GARO PAYLAN (Devamla) - Yani bu açıdan, aslında olağanüstü hâlde ısrar, bu ülkeye her anlamda kaybettirmektedir değerli arkadaşlar. Yapılması gereken bu OHAL rejiminden vazgeçmek ve normalleşmektir. OHAL'i uzatmayalım değerli arkadaşlar, artık yeni bir seçime de olağanüstü hâl şartlarında gitmeyelim, demokratik alanı genişletelim. Demokrasiden korkmayın, siz demokrasiden korkuyorsunuz, olağan bir süreçte seçime gitmekten korkuyorsunuz ama olağanüstü bir süreçte seçime gitmek de büyük bir tehdittir, risktir değerli arkadaşlar.
Toplumsal fay hatları gerilmiş durumda.

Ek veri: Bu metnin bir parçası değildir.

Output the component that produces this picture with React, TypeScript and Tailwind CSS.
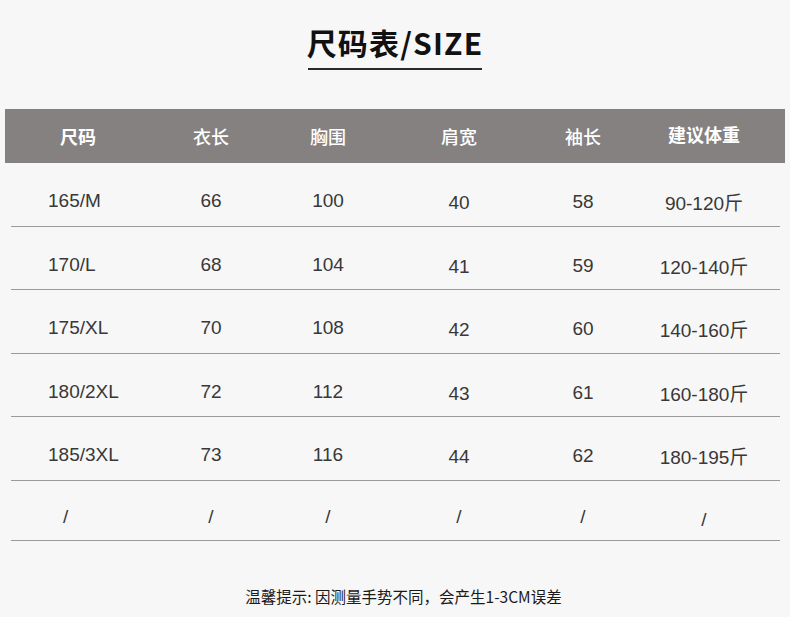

Bakın, pek çok kötücül yapı şu an devlet içinde yeniden kaos planlarını devreye sokmak üzere hazır bekliyor. İzmir saldırısından sonra Marmaris'teki ilçe örgütümüze de bir saldırı gerçekleşti. Yeniden kaos planlarını devreye sokmak isteyenler olabilir, Tayyip Erdoğan şu an devlet içinde yeni bir güç savaşına girmiş olabilir; bu güç savaşında yurttaşlarımızı yem etmeyelim, demokratik bir iklime dönelim aksi takdirde değerli arkadaşlar, yeni kaos planlarıyla karşı karşıya kalırız.
Meclisimizden ricam, milletvekili arkadaşlarımızdan ricam, bu OHAL yasalarına artık son vermeleridir.